## What you need to do
Read the listing and extract each line that includes the word "React".

○ ○ ○ ○

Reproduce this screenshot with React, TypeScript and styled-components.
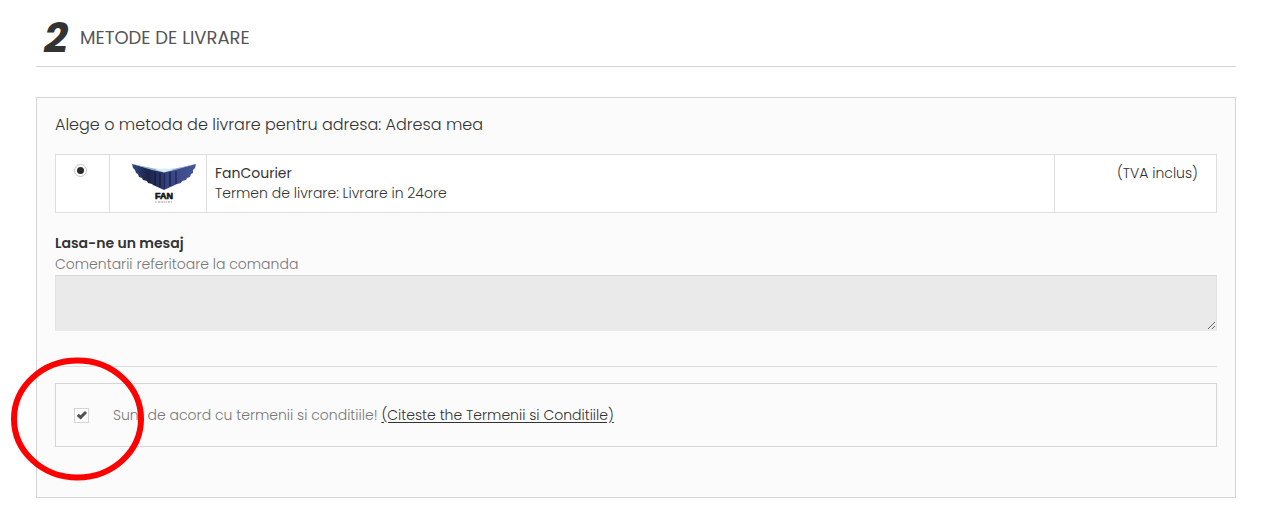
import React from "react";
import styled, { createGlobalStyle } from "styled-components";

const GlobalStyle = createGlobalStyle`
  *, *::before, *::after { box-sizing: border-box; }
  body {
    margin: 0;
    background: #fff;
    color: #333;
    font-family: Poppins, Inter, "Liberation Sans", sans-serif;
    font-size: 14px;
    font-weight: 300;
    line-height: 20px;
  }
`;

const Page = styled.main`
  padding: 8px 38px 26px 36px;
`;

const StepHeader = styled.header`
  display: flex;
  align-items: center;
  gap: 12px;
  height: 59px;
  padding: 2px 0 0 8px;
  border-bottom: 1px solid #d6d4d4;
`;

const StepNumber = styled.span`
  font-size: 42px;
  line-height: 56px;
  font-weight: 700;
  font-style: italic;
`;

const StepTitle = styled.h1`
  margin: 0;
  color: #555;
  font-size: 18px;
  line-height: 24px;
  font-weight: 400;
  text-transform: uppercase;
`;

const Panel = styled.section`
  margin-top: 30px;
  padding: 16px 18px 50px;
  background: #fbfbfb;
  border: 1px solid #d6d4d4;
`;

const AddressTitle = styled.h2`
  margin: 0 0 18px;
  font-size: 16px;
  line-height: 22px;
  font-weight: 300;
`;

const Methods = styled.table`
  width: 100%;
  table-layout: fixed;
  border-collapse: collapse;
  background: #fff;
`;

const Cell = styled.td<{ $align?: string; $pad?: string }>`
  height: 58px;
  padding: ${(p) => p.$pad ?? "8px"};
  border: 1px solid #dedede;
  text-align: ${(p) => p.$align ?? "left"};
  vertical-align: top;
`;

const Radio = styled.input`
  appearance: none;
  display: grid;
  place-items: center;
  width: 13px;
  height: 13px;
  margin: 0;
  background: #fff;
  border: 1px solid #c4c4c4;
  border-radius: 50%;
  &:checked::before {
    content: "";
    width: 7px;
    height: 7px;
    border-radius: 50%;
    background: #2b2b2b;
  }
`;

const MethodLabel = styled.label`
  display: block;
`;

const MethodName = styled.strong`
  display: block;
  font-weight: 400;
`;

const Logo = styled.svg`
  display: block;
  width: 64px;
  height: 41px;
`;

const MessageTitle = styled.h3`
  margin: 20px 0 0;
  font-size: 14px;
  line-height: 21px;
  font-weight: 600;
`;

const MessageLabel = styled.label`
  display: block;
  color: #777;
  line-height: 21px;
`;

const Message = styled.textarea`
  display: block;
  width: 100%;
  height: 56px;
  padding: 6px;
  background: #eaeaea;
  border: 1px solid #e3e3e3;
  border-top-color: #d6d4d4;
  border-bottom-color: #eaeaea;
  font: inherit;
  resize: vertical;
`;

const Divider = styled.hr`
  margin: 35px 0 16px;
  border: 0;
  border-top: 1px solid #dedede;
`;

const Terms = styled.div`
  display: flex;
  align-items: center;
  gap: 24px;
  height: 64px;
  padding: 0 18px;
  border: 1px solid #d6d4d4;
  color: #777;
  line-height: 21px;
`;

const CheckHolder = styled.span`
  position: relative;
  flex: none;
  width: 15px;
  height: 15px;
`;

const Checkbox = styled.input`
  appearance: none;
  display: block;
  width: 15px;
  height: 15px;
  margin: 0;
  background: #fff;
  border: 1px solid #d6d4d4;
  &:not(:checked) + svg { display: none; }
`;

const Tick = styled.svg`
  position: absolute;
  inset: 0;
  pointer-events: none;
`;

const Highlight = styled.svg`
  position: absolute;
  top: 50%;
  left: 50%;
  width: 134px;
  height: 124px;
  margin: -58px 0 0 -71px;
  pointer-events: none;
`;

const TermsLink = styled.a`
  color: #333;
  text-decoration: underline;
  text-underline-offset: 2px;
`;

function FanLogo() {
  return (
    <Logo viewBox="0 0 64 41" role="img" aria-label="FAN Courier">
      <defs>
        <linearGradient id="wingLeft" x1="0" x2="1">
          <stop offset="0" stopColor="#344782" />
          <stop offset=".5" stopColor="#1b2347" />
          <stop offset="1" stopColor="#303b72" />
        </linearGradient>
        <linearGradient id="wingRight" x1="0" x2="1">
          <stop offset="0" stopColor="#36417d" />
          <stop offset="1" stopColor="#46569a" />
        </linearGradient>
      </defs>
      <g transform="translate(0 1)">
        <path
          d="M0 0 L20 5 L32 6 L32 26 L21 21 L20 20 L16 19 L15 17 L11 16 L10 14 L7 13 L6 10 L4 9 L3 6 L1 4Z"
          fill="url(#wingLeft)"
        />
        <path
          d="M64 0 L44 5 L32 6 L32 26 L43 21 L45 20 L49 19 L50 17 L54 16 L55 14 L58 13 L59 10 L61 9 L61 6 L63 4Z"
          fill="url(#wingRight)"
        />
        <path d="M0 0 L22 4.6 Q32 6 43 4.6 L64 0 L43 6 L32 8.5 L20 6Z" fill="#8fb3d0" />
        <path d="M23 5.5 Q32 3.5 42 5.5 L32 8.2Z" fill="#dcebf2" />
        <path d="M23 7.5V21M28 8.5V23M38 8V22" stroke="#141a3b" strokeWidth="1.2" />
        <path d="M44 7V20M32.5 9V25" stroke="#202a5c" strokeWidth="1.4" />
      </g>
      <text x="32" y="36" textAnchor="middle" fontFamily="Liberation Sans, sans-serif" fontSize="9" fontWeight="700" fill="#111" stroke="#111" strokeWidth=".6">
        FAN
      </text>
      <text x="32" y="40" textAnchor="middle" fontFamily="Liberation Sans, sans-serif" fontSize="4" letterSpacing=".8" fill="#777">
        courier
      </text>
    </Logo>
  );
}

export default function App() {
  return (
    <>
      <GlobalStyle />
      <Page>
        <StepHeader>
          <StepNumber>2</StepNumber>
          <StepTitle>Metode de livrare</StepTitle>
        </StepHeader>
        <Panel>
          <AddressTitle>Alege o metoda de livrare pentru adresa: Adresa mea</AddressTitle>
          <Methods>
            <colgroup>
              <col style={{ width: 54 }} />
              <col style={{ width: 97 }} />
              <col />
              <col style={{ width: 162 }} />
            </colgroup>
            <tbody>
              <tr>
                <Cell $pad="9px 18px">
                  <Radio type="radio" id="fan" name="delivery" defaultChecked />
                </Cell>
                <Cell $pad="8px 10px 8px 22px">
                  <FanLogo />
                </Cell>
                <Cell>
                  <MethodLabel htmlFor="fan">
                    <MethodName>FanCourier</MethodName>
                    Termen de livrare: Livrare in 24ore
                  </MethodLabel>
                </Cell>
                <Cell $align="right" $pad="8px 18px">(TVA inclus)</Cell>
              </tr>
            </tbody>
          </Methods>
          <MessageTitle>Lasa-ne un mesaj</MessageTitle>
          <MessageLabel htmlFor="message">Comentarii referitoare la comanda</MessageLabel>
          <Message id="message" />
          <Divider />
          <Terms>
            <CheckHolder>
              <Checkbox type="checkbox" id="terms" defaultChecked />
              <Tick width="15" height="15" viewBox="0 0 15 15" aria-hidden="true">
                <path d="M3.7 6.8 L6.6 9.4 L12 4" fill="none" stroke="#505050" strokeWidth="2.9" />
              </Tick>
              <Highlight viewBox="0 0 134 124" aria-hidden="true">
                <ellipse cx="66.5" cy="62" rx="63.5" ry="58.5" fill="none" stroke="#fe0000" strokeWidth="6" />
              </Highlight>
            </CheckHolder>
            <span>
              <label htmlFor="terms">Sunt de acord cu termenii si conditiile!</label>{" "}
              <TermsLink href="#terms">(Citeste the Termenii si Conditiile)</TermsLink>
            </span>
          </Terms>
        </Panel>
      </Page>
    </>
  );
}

○ ○ ○ ○

## Task answer
Reproduce this screenshot with React, TypeScript and styled-components.
import React from "react";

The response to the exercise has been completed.